Viele Reisende liegen erschöpft auf den harten Metallbänken im Flughafen. Andere sitzen auf ihren Koffern, starren vor sich hin. Der Brite Benjamin Merchant erzählt: „Ich habe auf dem Boden im Flughafengebäude geschlafen.“ Der 21-Jährige sei am Dienstagabend aus London gekommen und wollte eigentlich weiter nach Dubai fliegen. „Wir sind kurz nach dem Anschlag gelandet und haben vier Stunden lang im Flugzeug auf der Landebahn gewartet.“
Experte geht von IS-Anschlag aus
Die Metropole Istanbul steht immer wieder im Fadenkreuz der Extremisten: Im Januar zündete ein mutmaßlicher IS-Selbstmordattentäter inmitten einer deutschen Reisegruppe nahe der Blauen Moschee einen Sprengsatz und riss zwölf Menschen mit sich in den Tod. Im März sprengte sich ein IS-Terrorist auf der belebten Einkaufsstraße Istiklal Caddesi in die Luft. Vier israelische und ein iranischer Tourist starben. Anfang Juni wurden bei der Explosion einer Autobombe im Zentrum Istanbuls sechs Polizisten und fünf Passanten getötet. Zu dem Anschlag bekannte sich eine kurdische Terrorgruppe. Vier Anschläge schon in diesem Jahr.

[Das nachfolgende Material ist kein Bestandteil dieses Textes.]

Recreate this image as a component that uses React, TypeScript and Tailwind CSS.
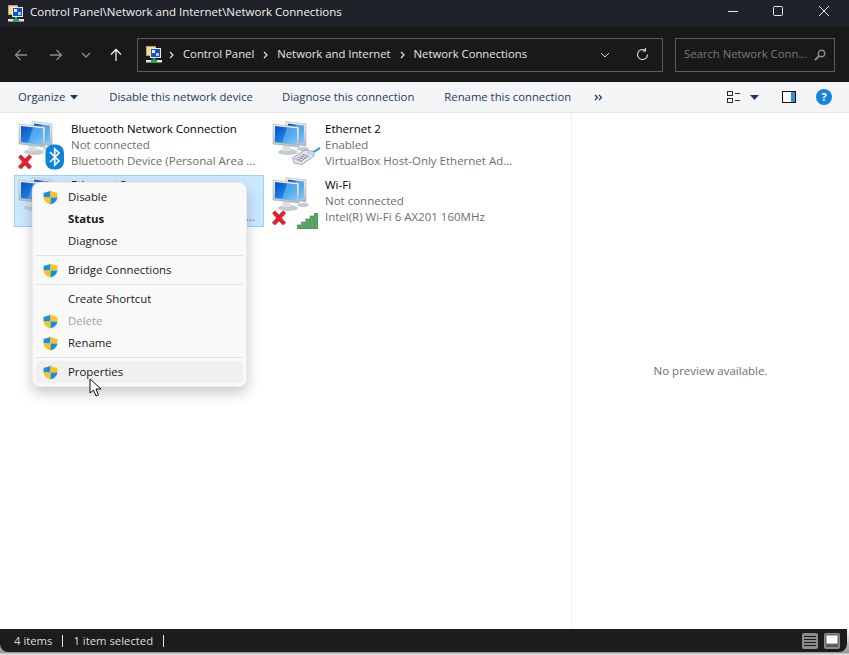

Wie die türkische Regierung geht auch der Terrorismus-Experte Guido Steinberg von der Stiftung Wissenschaft und Politik davon aus, dass die Terrormiliz IS hinter dem Anschlag steckt. „Das hat vor allem den Grund, dass die Türkei seit ein-, eineinhalb Jahren aggressiver gegen den IS vorgeht. Seit das Land die Versorgungswege für den IS massiv stört, reagiert die Organisation aggressiv und erschüttert das Land im Mark“, sagte Steinberg dieser Redaktion.
Auch zwei Terrorismus-Spezialisten der US-Regierung erklärten, die Angriffsstrategie spreche für ein IS-Attentat. Die Miliz richtete ihren Terror in der Vergangenheit vor allem auf „weiche Ziele“ wie zufällig anwesende Passanten. Die kurdische PKK und deren Splittergruppen griffen das Militär oder Regierungsvertreter an.
Premierminister Yildirim sieht keine Sicherheitslücken
Der Istanbuler Atatürk-Flughafen gilt als gut gesichert. Es gibt Sicherheits- und Gepäckkontrollen vor dem Betreten der Abflughalle, nach dem Check-in und der Passkontrolle. Auch im Ankunftsbereich müssen die Abholer eine Sicherheitsschleuse passieren, bevor sie in das Terminal gelangen.
Nach Darstellung von Premierminister Yildirim gab es keine Sicherheitslücken. Die Attentäter seien mit einem Taxi zum Flughafen gefahren und vor der Sicherheitskontrolle erkannt worden, so die offizielle Version. Zeugenaussagen und ein im Internet kursierendes Video wecken jedoch Zweifel an dieser Version. Danach könnte es mindestens einem der Täter gelungen sein, in den Sicherheitsbereich vorzudringen.